В советские времена публиковалась в самиздатах Подмосковья и Ленинграда, после Перестройки вышли пять её книг стихов и прозы, «Жизнь тому вперёд» переведена на английский язык.

Поэзия Ольги Ильницкой чрезвычайно многозначима. Стихи как бы просвечиваются изнутри неисчерпаемостью смыслов. Дискурс её текстов, после прочтения, всплывая в душе читателя, парадоксальным образом изменяется в сознании, и в памяти.

Поэтическая речь - в каждом стихотворении Ольги Ильницкой! - не только прямо, но и и косвенно вытекает из предшествующего. Это создает связь времен, преемственность, и создает ощущение общей гармонии, характерной для всего творчества поэта.

В поразительном интервью Ольга Ильницкая приглашает и ведет нас по восходящим кругам своей внутренней мастерской. У меня буквально закружилась голова от высоты уже реализованных замыслов, которые возвела Ольга Ильницкая - вот расшифровка некоторых, особенно значимых откровений поэта:

"Образ, который ты хочешь донести в стихах - сам находит свою форму.

Я всегда пишу стихи адресно - и когда я сама потом читаю свои стихи, уже я становлюсь человеком, к которому сама обращалась.

У меня возникает обратная связь со своими стихами.

Входя в меня - мои стихи находят во мне что-то своё…

В стихах все можно - раз у ней муравьи летают - значит это ей помогает.

Словно в танце, возникает очень сосредоточенный жест, и мне кажется, что само мое тело определяет количество слов в стихотворении.

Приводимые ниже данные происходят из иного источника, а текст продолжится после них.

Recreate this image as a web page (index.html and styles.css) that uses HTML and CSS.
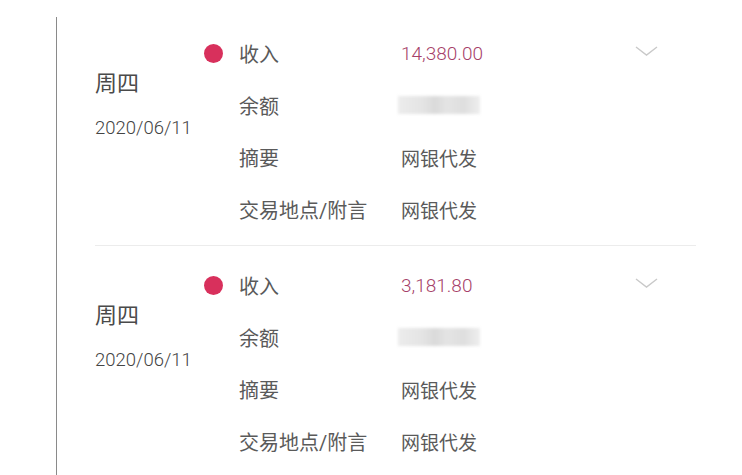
FILE: index.html
```html
<!DOCTYPE HTML>
<html>
    <head>
        <title>交易明细</title>
        <link rel="stylesheet" href="styles.css">
    </head>

    <body>
        <div class="timeline">
            <div class="entry">
                <div class="day">
                    <div class="week">周四</div>
                    <div class="date">2020/06/11</div>
                </div>
                <div class="dotcol"><span class="dot"></span></div>
                <div class="rows">
                    <div class="row">
                        <span class="label">收入</span>
                        <span class="value amount">14,380.00</span>
                        <svg class="chev" width="23" height="10" viewBox="0 0 23 10"><polyline points="1,1 11.5,9 22,1" fill="none" stroke="#c9c9c9" stroke-width="1.4"/></svg>
                    </div>
                    <div class="row">
                        <span class="label">余额</span>
                        <span class="value"><span class="blur"></span></span>
                    </div>
                    <div class="row">
                        <span class="label">摘要</span>
                        <span class="value">网银代发</span>
                    </div>
                    <div class="row">
                        <span class="label">交易地点/附言</span>
                        <span class="value">网银代发</span>
                    </div>
                </div>
            </div>

            <div class="entry">
                <div class="day">
                    <div class="week">周四</div>
                    <div class="date">2020/06/11</div>
                </div>
                <div class="dotcol"><span class="dot"></span></div>
                <div class="rows">
                    <div class="row">
                        <span class="label">收入</span>
                        <span class="value amount">3,181.80</span>
                        <svg class="chev" width="23" height="10" viewBox="0 0 23 10"><polyline points="1,1 11.5,9 22,1" fill="none" stroke="#c9c9c9" stroke-width="1.4"/></svg>
                    </div>
                    <div class="row">
                        <span class="label">余额</span>
                        <span class="value"><span class="blur"></span></span>
                    </div>
                    <div class="row">
                        <span class="label">摘要</span>
                        <span class="value">网银代发</span>
                    </div>
                    <div class="row">
                        <span class="label">交易地点/附言</span>
                        <span class="value">网银代发</span>
                    </div>
                </div>
            </div>
        </div>
    </body>
</html>
```

FILE: styles.css
```css
body {
    margin: 0;
    background: white;
    font-family: Roboto, "Noto Sans CJK SC", sans-serif;
    color: #5a5a5a;
    height: 475px;
    overflow: hidden;
}
.timeline {
    margin: 17px 0 0 56px;
    border-left: 1px solid #8a8a8a;
    height: 458px;
    overflow: hidden;
}
.entry {
    display: flex;
    margin: 0 46px 0 38px;
    padding: 13px 0 10px;
    border-bottom: 1px solid #ececec;
}
.entry:first-child {
    padding-top: 10px;
}
.day {
    width: 109px;
    padding-top: 42px;
}
.week {
    font-size: 22px;
    line-height: 30px;
    color: #4a4a4a;
}
.date {
    margin-top: 17px;
    font-size: 18.5px;
    line-height: 24px;
    font-weight: 300;
    color: #444;
}
.dotcol {
    width: 35px;
    padding-top: 17px;
}
.dot {
    display: block;
    width: 19px;
    height: 19px;
    border-radius: 50%;
    background: #d8305c;
}
.rows {
    flex: 1;
}
.row {
    display: flex;
    align-items: center;
    height: 52px;
}
.label {
    width: 162px;
    font-size: 20px;
    color: #5a5a5a;
}
.value {
    flex: 1;
    font-size: 19px;
    color: #5a5a5a;
}
.amount {
    font-size: 19px;
    font-weight: 300;
    color: #a63f69;
}
.chev {
    margin-right: 38px;
    margin-top: -4px;
}
.blur {
    display: block;
    width: 82px;
    height: 18px;
    margin-left: -3px;
    background: linear-gradient(90deg, #ececec 0, #e4e4e4 30%, #dadada 45%, #e4e4e4 60%, #dedede 80%, #eeeeee 100%);
    filter: blur(1.5px);
}
```
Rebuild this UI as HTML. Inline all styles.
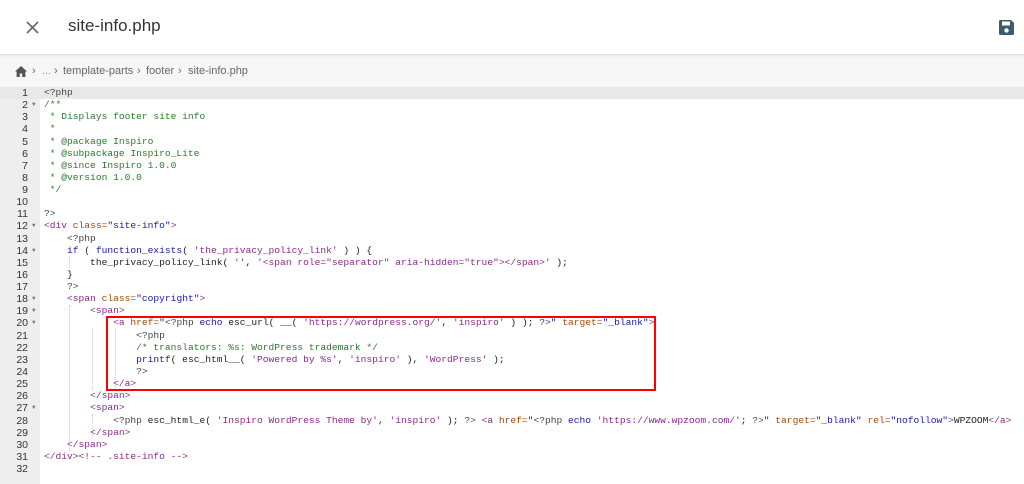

К законченному стихотворению у меня отношение ни как к словесному ряду, а как к конкретной вещи - как, например, к цветку.

Я не создаю закрытую форму, и не пытаюсь кому-то что-то объяснить - я ищу собеседника.

Своими строчками я хочу разомкнуть пространство.

Я продлеваю поэзию молчанием.

Мои стихи являются продолжением меня самой - в жизнь. Я уверена, что именно благодаря своим стихам я до сих пор жива.

Когда у меня не хватает сил что-то понять, дочувствовать, и я попадаю в сложную ситуацию, - тогда я обращаюсь к стихам.

Иногда и нарушаю ритм, размер - но мне все равно.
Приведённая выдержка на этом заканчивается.